Problem Statement and System Structure
Problem Statement
Navigating roundabouts presents unique challenges due to their complex network of entrances and exits. AVs must interact with HDVs, which can be unpredictably distributed and exhibit varied behaviors. The goal is to ensure safe and efficient navigation by minimizing conflicts and optimizing travel time. The study focuses on a double-lane roundabout without signal lights, involving both HDVs and AVs. Three potential collision scenarios are identified:
- An AV at an entrance with an HDV approaching the same entrance.
- An AV navigating towards an entrance while an HDV attempts to merge.
- An AV exiting from the inner lane encountering an HDV in the outer lane.
These scenarios illustrate the complexity and uncertainty AVs face in roundabouts.
System Structure
The proposed system comprises four key components: the environment, decision network, safety and efficiency mechanism, and robust control. The environment module updates the state of AVs and generates rewards. The decision network makes safe and efficient decisions. The safety and efficiency mechanism includes a route planner and an action inspector. The route planner guides initial lane selection and path planning, while the action inspector assesses and mitigates collision risks. MPC translates planned actions into safe and smooth control commands.
KAN-Enhanced DQN Method
Basic DQN
DQN combines deep learning with Q-learning to handle high-dimensional state spaces. It uses experience replay and target networks to stabilize the learning process. The Q-value update rule is given by:
[ Q(s_t, a_t) \leftarrow Q(s_t, a_t) + \alpha \left( r_t + \gamma \max_a Q(s_{t+1}, a) – Q(s_t, a_t) \right) ]
Structure of KAN
KAN uses spline-based activation functions to enhance the learning process. The activation function is defined as:
[ f(x_i; \theta_i, \beta_i, \alpha_i) = \alpha_i \cdot \text{spline}(x_i; \theta_i) + \beta_i \cdot b(x_i) ]
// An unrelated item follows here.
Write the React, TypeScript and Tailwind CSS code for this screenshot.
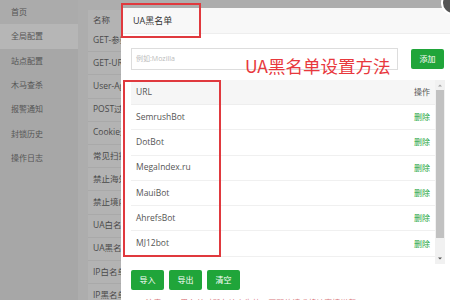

KAN employs regularization strategies to prevent overfitting and parameter sharing among neurons to reduce model complexity.
KAN Enhanced DQN
The integration of KAN within DQN (K-DQN) improves the approximation of the Q-function, especially in complex scenarios. The state space includes the positions, velocities, and headings of the ego vehicle and surrounding vehicles. The action space is discrete, consisting of five high-level actions. The reward function encourages safe and efficient driving.
Routes Planner and Actions Inspector
Driving Rules of HDVs
HDVs follow specific rules to maintain traffic flow and enhance safety. These include yielding to vehicles already in the roundabout and adjusting speeds according to the Intelligent Driver Model (IDM).
Route Planner
The route planner includes initial-lane selection, path planning, and lane-change selection. Initial-lane selection uses the Time to Collision (TTC) metric to ensure safety. Path planning employs a modified Breadth-First Search (BFS) algorithm considering both distance and traffic density. Lane-change selection is based on traffic density and lane-change costs.
Action Inspector
The action inspector predicts the trajectories of neighboring vehicles and replaces dangerous actions with safer alternatives. It calculates safety margins and ensures that the AV selects the safest possible action while maintaining efficiency.
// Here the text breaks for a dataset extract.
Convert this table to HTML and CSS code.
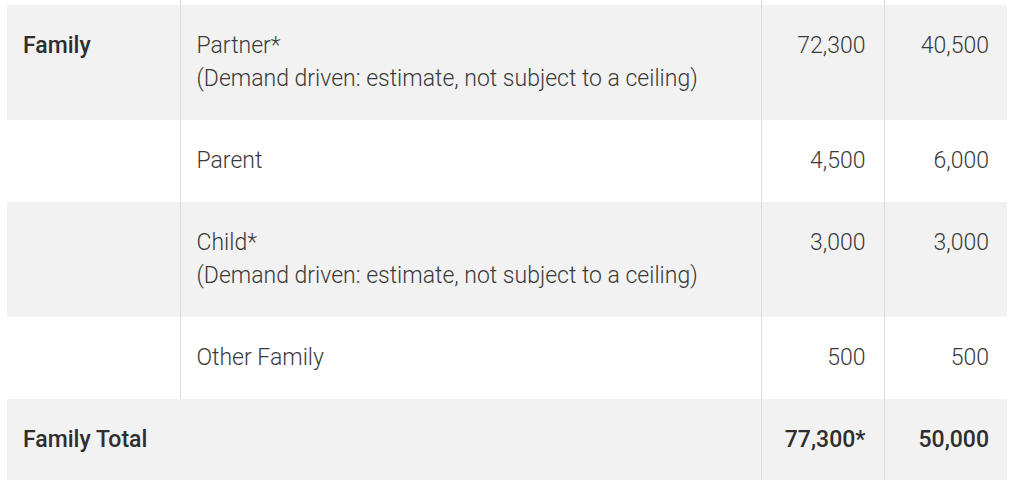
FILE: index.html
```html
<!DOCTYPE html>
<html lang="en">
<head>
<meta charset="utf-8">
<title>Family</title>
<link rel="stylesheet" href="styles.css">
</head>
<body>
<div class="wrap">
<table class="quota">
  <colgroup>
    <col class="c1"><col class="c2"><col class="c3"><col class="c4">
  </colgroup>
  <tbody>
    <tr class="lead"><th></th><td></td><td></td><td></td></tr>
    <tr class="odd">
      <th>Family</th>
      <td>Partner*<br>(Demand driven: estimate, not subject to a ceiling)</td>
      <td class="num">72,300</td>
      <td class="num">40,500</td>
    </tr>
    <tr>
      <th></th>
      <td>Parent</td>
      <td class="num">4,500</td>
      <td class="num">6,000</td>
    </tr>
    <tr class="odd">
      <th></th>
      <td>Child*<br>(Demand driven: estimate, not subject to a ceiling)</td>
      <td class="num">3,000</td>
      <td class="num">3,000</td>
    </tr>
    <tr>
      <th></th>
      <td>Other Family</td>
      <td class="num">500</td>
      <td class="num">500</td>
    </tr>
    <tr class="odd total">
      <th colspan="2">Family Total</th>
      <td class="num">77,300*</td>
      <td class="num">50,000</td>
    </tr>
  </tbody>
</table>
</div>
</body>
</html>
```
FILE: styles.css
```css
html, body {
  margin: 0;
  padding: 0;
  background: #fff;
}
.wrap {
  padding: 0 5px 0 7px;
}
.quota {
  border-collapse: collapse;
  table-layout: fixed;
  width: 1000px;
  font-family: Roboto, "Liberation Sans", Arial, sans-serif;
  font-size: 23px;
  line-height: 33px;
  color: #3a3a3a;
}
.c1 { width: 173px; }
.c2 { width: 581px; }
.c3 { width: 123px; }
.c4 { width: 123px; }
.quota th,
.quota td {
  padding: 24px 18px 25px 16px;
  text-align: left;
  vertical-align: top;
  font-weight: 300;
}
.quota th {
  font-weight: 500;
  color: #2e2e2e;
}
.quota td {
  border-left: 1px solid #dcdcdc;
}
.quota .num {
  text-align: right;
}
.quota tr.odd {
  background: #f2f2f2;
}
.quota tr.lead th,
.quota tr.lead td {
  padding: 0;
  height: 5px;
}
.quota tr.total td {
  font-weight: 500;
  color: #2e2e2e;
}
```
MPC for Enhancing DRL Performance
MPC considers vehicle dynamics, collision avoidance, and other constraints in its optimization process. It predicts future states and corrects any imperfections in the DRL agent’s decisions. The state of the AV is updated using the vehicle dynamic model, and optimal control inputs are obtained by solving an optimization problem.
Simulation Results
Functional Mechanism Validation
The proposed K-DQN is compared with K-DQN without a safety inspector and without MPC. The results show that the proposed K-DQN achieves higher rewards, faster convergence, more stable speed control, and fewer collisions.
Normal Mode Validation
The proposed K-DQN is compared with benchmark algorithms (PPO, A2C, ACKTR, and DQN) in normal mode. The results demonstrate that K-DQN outperforms the benchmarks in terms of training convergence, speed stability, collision rate, and reward values.
Hard Mode Validation
In hard mode, the proposed K-DQN is again compared with benchmark algorithms. The results show that K-DQN maintains superior performance in terms of training efficiency, speed stability, collision rate, and reward values.
Conclusion
The proposed K-DQN algorithm enhances the safety and efficiency of AVs in roundabouts. By integrating KAN, an action inspector, and MPC, the system achieves robust and precise decision-making. The simulation results demonstrate the algorithm’s superior performance compared to state-of-the-art benchmarks. Future research will focus on testing the algorithm in more unpredictable scenarios, enhancing driving strategies, and expanding its applicability to collaborative multi-agent operations.